* [What the exercise asks] From the listing below, pull each line that includes "components".

+++++

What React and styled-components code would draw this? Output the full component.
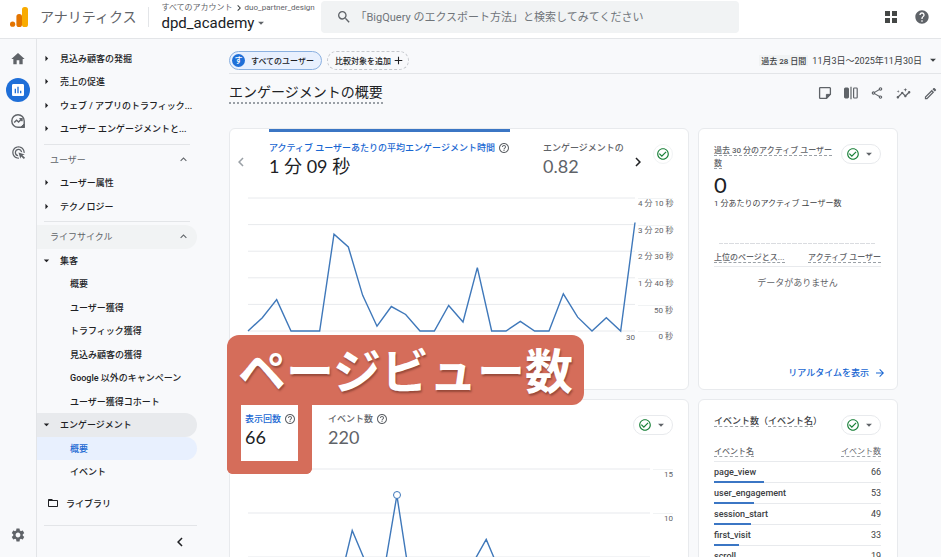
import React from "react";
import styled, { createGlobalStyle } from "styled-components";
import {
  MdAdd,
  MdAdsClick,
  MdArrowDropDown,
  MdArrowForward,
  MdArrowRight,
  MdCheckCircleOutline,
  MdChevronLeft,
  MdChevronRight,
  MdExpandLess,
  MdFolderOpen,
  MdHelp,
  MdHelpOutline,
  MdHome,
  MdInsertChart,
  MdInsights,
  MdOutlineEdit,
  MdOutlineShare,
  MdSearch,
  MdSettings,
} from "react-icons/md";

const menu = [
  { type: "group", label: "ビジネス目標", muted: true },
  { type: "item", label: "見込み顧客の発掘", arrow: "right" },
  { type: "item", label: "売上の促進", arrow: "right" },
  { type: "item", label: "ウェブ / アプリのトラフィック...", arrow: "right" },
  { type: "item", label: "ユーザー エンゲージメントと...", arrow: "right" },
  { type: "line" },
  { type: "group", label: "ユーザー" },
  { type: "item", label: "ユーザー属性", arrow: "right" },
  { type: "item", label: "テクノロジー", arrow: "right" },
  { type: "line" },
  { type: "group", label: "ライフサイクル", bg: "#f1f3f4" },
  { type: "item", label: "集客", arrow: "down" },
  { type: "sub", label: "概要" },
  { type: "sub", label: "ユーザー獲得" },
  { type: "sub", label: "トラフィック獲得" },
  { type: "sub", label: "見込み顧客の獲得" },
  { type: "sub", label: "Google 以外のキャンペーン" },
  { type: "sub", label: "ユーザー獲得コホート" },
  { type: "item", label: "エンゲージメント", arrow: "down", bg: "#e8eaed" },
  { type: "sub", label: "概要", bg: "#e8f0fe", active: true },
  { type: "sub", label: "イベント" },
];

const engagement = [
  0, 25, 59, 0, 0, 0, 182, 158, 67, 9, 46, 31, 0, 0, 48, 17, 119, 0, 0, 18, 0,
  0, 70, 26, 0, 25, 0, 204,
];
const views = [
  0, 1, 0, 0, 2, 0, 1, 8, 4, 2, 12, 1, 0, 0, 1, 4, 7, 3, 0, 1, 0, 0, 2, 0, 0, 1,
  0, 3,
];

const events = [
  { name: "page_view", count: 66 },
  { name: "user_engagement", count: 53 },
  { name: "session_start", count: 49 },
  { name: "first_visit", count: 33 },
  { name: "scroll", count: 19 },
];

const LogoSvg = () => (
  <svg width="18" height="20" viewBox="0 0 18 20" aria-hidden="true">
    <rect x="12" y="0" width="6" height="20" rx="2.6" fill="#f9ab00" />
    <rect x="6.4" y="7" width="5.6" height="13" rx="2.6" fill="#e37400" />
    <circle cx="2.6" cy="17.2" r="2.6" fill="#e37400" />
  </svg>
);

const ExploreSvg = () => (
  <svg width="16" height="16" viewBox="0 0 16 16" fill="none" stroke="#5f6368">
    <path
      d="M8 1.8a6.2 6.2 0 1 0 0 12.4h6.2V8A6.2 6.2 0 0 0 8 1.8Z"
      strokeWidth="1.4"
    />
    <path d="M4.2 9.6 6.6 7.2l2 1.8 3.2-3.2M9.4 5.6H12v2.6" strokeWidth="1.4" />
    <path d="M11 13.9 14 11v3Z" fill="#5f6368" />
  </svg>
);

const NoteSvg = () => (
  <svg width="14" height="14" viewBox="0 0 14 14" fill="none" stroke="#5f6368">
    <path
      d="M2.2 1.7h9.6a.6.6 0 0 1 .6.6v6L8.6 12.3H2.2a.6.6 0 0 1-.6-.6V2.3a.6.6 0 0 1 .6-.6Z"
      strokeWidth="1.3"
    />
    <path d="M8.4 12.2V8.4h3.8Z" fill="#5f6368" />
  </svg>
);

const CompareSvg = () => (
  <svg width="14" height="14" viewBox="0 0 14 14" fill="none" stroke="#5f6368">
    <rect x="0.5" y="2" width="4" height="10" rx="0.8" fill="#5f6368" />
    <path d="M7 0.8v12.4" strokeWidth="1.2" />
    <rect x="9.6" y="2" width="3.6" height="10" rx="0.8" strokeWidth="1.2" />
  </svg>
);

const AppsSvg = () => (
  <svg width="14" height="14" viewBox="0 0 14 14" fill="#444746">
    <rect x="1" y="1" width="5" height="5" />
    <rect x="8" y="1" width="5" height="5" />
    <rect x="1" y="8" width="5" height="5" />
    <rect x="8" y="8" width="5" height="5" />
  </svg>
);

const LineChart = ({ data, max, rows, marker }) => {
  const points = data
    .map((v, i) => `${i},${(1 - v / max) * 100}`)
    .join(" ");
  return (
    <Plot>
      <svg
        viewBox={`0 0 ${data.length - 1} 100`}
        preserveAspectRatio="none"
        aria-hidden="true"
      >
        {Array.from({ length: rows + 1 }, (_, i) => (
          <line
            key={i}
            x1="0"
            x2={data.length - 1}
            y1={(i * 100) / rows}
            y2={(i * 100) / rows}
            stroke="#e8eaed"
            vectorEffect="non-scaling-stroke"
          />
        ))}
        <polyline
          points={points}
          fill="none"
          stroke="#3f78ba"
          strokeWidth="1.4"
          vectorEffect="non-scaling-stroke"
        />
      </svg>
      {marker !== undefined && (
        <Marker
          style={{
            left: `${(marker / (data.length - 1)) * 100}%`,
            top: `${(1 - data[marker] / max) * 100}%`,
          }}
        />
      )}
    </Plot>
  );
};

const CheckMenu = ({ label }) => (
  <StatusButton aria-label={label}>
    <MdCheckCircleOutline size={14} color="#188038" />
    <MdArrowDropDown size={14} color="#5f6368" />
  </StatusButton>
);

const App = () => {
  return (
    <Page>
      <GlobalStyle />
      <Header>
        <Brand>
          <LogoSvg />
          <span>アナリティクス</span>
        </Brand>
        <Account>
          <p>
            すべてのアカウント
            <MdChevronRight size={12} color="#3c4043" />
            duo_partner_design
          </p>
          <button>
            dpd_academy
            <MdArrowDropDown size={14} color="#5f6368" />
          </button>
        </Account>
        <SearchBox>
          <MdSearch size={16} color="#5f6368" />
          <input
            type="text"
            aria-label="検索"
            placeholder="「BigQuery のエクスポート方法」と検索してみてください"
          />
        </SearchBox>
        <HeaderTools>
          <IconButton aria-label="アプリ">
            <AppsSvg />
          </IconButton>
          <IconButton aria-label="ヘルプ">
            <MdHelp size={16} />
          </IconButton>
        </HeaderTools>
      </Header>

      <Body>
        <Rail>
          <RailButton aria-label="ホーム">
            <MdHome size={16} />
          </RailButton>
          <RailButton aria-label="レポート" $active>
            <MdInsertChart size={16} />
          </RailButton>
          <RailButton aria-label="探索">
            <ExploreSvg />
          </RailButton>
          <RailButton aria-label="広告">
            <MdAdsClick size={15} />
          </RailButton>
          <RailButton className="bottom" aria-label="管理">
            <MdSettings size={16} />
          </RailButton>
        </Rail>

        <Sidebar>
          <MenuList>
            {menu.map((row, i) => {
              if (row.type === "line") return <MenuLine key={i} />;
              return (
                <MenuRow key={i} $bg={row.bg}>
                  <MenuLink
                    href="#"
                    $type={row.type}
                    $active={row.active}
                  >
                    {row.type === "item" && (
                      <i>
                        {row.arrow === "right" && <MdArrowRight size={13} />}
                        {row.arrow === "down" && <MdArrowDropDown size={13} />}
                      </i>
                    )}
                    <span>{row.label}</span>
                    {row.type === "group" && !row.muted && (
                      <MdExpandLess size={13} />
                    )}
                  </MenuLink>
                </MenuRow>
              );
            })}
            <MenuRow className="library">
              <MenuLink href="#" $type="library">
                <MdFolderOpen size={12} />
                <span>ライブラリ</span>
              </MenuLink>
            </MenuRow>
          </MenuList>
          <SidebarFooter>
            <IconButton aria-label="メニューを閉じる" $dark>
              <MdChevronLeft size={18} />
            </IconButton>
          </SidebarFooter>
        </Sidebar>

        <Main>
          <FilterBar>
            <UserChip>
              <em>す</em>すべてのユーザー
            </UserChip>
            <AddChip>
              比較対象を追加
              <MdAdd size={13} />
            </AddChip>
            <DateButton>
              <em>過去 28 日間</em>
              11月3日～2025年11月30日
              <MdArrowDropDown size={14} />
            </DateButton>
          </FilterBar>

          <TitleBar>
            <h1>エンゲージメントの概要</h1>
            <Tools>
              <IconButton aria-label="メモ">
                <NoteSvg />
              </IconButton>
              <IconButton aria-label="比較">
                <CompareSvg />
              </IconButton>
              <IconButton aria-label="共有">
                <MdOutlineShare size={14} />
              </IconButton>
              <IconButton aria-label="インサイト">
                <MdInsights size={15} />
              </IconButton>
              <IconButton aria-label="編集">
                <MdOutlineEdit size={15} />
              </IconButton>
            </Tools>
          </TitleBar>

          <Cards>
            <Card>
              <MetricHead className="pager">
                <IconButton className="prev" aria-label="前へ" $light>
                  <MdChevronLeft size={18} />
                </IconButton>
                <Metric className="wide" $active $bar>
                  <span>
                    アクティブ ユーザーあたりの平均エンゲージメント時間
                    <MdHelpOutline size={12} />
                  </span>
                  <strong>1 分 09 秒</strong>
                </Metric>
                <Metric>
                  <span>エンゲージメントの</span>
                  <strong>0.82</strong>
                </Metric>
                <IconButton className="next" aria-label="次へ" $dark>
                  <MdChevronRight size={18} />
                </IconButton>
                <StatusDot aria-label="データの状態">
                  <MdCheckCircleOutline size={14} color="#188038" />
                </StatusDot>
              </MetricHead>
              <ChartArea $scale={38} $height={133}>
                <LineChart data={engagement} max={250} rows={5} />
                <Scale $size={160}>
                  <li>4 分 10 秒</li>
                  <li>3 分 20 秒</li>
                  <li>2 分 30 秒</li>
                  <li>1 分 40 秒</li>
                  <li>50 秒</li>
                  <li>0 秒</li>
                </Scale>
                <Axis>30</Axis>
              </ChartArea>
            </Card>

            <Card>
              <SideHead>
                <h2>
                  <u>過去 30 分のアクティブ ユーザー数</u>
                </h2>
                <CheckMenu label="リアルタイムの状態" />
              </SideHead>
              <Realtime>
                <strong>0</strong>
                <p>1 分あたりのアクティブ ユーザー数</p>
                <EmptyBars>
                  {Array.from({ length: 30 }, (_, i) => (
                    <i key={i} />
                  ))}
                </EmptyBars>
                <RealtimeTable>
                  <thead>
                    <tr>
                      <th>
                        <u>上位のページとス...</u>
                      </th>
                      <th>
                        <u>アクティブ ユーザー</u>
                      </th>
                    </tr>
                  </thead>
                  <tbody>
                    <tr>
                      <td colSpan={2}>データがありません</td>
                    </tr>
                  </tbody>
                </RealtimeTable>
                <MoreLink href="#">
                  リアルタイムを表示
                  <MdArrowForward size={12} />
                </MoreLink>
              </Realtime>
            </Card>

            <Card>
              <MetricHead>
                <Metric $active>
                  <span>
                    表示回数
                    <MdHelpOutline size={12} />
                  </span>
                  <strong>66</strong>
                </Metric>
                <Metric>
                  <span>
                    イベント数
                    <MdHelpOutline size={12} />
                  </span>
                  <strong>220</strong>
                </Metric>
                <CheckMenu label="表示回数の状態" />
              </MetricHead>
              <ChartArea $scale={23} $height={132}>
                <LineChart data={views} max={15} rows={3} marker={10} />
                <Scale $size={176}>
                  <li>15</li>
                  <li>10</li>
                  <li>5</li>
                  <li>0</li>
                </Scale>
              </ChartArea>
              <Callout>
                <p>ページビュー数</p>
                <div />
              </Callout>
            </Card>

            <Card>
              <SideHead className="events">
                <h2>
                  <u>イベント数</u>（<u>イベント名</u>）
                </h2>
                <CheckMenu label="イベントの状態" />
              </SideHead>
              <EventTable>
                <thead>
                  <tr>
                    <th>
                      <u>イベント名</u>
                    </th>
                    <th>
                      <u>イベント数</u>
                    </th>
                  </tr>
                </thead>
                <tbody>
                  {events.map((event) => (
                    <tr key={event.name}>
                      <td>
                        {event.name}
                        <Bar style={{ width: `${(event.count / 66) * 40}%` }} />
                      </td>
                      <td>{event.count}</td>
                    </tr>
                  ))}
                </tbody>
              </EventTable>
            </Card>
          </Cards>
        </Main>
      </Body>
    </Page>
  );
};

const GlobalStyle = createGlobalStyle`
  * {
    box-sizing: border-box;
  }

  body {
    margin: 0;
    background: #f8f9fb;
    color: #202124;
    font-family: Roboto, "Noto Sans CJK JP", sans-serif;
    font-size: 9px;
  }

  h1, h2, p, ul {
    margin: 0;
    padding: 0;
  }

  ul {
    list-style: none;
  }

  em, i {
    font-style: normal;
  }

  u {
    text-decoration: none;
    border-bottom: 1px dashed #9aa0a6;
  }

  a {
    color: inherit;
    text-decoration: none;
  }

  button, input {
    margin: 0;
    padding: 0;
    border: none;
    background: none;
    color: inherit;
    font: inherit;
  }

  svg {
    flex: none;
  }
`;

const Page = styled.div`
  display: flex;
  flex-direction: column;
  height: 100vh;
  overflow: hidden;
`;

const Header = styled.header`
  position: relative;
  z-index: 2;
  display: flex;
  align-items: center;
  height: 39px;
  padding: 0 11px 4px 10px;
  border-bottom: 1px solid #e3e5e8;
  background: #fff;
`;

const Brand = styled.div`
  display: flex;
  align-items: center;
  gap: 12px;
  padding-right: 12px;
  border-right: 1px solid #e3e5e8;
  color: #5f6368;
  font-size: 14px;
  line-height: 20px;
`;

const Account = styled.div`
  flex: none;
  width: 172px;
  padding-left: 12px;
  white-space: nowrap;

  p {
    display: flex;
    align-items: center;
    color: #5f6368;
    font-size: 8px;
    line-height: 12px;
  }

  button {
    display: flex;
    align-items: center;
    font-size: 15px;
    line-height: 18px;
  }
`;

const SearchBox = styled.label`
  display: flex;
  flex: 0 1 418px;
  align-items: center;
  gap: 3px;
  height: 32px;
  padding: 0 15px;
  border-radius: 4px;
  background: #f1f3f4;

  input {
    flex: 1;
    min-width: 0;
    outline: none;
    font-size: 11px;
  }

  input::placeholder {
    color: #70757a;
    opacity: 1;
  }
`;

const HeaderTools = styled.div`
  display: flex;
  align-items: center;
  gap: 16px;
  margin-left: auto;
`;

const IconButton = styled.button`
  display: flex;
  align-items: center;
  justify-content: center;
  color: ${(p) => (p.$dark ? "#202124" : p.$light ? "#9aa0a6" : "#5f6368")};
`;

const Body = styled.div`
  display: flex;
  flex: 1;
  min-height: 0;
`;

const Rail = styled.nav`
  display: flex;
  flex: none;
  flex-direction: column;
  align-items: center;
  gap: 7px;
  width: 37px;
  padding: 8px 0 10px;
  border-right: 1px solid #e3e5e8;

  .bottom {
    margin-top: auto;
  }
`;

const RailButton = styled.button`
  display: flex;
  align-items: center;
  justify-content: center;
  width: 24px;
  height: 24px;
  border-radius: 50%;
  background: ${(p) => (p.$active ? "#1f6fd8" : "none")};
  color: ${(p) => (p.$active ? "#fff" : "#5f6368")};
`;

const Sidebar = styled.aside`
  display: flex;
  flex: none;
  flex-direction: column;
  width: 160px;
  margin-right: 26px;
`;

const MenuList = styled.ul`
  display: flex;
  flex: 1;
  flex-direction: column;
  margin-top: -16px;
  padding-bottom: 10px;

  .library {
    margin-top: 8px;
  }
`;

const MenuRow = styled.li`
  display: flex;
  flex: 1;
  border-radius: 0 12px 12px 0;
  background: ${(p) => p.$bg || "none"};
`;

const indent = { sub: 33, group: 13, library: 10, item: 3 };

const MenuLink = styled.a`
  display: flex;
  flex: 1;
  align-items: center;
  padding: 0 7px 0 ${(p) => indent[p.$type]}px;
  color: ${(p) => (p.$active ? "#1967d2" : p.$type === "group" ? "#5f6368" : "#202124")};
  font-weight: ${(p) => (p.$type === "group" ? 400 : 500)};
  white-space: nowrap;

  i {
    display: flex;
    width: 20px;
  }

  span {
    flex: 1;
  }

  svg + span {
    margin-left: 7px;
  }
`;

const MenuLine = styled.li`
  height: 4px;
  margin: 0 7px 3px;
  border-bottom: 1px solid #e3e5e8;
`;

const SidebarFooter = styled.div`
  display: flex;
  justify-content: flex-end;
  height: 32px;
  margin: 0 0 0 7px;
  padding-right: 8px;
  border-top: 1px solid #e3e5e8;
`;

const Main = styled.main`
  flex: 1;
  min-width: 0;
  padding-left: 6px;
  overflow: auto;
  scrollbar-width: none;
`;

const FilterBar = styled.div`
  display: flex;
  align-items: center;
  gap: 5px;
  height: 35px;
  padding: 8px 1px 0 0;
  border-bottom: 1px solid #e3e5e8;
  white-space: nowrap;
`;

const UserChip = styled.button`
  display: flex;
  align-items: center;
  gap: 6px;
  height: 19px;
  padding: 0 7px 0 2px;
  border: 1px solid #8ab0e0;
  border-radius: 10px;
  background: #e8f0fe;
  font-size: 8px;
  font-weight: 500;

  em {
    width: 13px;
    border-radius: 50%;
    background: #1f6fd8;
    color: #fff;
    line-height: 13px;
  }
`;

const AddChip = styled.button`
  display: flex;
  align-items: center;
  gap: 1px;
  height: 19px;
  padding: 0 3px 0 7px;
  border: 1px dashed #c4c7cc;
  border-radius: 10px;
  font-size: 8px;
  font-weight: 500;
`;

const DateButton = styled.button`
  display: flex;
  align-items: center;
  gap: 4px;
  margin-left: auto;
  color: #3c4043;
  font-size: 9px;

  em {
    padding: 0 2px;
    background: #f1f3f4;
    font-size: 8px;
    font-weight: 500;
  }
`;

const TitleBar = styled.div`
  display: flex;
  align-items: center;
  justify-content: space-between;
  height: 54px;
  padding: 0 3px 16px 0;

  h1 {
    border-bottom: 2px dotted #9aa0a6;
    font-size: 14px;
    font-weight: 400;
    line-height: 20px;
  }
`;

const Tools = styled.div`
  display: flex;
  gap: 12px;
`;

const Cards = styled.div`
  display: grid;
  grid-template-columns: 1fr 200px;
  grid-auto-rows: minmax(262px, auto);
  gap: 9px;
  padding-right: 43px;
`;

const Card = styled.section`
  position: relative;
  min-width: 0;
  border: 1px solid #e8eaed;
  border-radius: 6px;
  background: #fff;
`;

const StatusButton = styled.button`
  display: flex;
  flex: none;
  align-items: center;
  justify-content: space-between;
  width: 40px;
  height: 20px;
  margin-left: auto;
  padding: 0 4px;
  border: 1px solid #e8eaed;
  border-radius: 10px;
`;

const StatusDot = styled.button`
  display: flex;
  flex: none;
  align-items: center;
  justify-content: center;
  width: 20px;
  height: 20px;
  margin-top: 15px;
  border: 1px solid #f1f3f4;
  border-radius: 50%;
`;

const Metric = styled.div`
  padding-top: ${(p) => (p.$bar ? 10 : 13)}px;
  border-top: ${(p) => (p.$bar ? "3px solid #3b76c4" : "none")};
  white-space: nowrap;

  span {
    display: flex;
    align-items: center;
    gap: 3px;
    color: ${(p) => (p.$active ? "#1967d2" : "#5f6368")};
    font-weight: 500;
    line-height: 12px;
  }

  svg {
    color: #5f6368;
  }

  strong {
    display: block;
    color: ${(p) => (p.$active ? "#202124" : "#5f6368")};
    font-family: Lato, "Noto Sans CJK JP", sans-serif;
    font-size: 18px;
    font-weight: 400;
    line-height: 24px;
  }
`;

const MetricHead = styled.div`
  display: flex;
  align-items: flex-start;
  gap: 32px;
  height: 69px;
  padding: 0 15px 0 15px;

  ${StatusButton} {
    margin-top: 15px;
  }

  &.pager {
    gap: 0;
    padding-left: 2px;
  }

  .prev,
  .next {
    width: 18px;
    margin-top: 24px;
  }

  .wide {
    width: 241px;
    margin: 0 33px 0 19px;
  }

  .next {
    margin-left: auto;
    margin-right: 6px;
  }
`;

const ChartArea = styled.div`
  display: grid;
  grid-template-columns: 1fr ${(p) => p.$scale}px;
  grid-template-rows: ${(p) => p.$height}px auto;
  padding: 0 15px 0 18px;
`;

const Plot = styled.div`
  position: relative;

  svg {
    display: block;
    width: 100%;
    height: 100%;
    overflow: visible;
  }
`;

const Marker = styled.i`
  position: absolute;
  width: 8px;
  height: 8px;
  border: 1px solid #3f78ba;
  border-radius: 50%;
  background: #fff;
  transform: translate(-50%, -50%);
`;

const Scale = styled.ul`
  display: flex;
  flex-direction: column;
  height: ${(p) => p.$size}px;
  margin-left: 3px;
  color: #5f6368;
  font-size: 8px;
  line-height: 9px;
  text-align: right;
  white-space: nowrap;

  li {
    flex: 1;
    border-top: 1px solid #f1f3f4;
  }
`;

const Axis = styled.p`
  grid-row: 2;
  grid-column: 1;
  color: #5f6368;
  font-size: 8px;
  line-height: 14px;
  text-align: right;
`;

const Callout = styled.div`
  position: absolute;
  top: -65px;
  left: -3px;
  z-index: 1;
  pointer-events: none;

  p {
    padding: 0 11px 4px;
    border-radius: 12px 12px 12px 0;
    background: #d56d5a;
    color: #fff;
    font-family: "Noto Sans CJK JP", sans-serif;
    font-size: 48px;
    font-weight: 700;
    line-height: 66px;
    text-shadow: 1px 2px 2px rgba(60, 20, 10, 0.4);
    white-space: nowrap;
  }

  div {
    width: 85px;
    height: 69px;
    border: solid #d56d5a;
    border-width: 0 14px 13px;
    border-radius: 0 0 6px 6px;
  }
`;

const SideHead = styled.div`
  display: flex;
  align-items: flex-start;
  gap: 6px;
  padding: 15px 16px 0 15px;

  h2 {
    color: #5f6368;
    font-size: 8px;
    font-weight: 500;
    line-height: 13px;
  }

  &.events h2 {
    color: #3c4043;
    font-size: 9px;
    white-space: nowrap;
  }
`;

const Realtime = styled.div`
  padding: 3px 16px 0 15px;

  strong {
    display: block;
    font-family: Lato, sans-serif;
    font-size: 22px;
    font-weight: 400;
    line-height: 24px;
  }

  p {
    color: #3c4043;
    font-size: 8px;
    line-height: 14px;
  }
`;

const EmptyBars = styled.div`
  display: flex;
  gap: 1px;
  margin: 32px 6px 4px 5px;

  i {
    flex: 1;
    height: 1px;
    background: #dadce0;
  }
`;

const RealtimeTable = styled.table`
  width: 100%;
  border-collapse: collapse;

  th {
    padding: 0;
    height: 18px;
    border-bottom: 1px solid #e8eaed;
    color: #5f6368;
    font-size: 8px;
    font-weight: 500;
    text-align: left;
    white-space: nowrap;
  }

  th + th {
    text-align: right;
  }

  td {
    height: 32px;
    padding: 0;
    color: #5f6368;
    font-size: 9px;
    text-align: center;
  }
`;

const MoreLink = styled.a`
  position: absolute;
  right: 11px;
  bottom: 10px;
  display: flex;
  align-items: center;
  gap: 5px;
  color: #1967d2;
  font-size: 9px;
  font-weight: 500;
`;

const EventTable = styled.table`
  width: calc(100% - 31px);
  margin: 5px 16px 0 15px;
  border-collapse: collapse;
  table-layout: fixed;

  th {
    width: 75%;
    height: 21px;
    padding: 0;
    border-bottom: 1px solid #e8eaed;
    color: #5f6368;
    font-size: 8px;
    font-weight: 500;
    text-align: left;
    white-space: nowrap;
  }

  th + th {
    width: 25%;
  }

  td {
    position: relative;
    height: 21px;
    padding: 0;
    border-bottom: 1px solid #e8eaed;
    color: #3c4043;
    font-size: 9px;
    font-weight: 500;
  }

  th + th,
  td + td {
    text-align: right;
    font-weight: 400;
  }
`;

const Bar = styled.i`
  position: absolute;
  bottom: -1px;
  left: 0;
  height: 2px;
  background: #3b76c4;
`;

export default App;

+++++

* [Reply]
What React and styled-components code would draw this? Output the full component.
import styled, { createGlobalStyle } from "styled-components";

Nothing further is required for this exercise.